### Work to be completed:
Count the lines below that contain the word "React". Give only the number.

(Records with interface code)
◇ ◇ ◇ ◇ ◇

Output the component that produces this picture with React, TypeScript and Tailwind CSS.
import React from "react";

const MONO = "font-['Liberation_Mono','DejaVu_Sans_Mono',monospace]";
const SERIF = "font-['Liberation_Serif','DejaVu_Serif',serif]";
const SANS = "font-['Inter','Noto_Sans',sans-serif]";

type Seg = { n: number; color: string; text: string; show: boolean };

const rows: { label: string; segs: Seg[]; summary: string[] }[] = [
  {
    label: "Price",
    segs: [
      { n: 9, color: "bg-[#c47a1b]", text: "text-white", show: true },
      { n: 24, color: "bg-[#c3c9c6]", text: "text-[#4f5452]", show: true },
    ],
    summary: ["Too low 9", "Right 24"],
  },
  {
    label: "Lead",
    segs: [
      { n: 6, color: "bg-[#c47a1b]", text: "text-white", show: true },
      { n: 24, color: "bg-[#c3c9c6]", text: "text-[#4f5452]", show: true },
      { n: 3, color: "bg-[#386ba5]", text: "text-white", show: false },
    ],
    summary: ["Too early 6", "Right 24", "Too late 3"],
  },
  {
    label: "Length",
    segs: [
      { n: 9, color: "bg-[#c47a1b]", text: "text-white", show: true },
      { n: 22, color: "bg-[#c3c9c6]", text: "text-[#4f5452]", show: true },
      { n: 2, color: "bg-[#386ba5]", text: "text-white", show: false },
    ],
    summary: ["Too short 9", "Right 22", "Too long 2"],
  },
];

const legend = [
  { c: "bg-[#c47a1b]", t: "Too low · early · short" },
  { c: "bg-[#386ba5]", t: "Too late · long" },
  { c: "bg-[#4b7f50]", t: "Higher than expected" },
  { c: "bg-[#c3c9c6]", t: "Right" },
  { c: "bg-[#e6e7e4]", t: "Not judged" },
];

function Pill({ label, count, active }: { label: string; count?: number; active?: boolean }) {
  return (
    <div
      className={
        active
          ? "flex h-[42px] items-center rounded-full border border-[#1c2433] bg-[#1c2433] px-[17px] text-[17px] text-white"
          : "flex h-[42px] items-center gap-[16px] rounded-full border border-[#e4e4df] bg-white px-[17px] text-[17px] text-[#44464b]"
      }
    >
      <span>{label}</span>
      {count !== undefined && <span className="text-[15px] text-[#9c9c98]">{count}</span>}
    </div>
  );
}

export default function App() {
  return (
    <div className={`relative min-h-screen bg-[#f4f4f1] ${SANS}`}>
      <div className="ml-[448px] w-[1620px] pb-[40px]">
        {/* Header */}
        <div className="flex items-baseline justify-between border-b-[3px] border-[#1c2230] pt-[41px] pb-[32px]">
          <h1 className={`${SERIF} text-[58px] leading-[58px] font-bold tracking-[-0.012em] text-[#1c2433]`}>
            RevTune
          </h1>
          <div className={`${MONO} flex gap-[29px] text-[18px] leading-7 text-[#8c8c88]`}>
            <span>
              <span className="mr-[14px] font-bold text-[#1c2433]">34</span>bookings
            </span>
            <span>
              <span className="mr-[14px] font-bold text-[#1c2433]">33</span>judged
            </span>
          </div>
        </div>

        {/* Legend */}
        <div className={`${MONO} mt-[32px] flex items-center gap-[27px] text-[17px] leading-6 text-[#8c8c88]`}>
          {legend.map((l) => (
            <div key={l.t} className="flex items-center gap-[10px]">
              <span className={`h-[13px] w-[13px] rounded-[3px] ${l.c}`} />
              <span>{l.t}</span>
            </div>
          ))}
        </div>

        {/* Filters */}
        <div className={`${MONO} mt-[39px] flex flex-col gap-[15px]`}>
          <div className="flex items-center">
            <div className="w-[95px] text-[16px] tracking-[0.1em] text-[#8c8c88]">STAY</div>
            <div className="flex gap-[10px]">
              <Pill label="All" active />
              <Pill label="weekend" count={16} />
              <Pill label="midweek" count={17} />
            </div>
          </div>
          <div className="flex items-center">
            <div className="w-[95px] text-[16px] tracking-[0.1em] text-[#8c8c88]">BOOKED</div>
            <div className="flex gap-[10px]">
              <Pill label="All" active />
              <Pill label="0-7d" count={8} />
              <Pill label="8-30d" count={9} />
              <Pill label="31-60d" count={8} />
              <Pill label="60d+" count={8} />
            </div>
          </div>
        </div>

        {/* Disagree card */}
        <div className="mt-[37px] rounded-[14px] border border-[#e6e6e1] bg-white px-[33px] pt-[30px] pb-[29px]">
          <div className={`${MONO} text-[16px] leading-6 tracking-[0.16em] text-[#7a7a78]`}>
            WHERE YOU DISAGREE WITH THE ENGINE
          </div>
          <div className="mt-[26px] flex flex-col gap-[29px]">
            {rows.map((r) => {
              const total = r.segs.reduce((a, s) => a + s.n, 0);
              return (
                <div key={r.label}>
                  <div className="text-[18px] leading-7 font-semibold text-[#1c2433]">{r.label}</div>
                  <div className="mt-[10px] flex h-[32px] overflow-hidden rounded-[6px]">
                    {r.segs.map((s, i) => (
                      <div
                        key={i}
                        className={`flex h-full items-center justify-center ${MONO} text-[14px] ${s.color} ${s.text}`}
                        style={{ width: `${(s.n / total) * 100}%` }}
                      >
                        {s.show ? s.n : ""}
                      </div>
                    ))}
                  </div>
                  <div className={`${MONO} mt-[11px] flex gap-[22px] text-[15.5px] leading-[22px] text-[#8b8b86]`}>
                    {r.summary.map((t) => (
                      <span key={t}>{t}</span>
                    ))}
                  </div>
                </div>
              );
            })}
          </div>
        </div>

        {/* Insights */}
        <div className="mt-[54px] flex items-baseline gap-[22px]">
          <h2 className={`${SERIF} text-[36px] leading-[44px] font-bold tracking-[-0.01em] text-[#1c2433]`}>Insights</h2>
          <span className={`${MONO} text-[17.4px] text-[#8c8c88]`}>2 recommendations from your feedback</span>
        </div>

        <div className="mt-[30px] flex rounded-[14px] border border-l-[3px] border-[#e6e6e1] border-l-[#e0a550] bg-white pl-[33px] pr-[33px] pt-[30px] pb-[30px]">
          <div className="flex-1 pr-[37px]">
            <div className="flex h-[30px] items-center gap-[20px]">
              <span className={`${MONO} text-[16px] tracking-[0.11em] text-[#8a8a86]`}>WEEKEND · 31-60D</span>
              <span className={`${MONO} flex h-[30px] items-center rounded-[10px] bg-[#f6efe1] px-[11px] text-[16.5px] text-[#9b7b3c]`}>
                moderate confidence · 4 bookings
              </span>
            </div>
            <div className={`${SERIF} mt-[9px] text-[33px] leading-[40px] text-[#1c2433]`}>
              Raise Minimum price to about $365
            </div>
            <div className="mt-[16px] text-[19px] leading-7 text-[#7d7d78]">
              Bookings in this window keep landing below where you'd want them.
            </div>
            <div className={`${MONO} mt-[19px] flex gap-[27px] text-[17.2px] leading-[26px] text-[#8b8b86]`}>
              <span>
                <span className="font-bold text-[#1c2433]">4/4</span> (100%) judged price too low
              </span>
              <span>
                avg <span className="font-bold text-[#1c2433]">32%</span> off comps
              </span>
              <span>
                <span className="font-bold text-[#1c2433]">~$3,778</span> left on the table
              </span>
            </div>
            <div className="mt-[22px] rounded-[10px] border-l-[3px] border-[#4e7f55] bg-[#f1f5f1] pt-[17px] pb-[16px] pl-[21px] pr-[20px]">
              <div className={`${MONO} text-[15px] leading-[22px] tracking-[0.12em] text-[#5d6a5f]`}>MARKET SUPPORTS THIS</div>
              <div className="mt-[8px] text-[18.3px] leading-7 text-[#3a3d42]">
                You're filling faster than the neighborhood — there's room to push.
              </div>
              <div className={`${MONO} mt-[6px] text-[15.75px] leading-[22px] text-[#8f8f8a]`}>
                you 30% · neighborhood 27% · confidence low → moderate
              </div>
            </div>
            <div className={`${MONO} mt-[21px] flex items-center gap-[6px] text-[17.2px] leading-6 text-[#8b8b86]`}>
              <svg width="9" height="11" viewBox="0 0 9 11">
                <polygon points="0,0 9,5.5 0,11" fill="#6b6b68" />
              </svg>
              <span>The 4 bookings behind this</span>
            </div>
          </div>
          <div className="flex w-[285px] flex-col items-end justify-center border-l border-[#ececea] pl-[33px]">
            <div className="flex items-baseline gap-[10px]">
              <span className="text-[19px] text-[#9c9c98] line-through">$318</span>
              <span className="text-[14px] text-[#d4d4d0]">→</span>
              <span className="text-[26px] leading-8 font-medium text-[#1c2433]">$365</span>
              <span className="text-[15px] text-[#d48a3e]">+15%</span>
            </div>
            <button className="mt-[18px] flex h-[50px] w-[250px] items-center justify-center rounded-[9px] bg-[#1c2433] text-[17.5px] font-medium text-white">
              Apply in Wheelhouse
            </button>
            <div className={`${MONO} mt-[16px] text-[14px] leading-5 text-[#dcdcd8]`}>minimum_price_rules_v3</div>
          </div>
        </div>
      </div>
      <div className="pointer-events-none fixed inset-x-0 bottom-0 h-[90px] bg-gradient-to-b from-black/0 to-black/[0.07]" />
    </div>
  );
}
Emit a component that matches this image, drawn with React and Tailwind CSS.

◇ ◇ ◇ ◇ ◇

### The reply:
3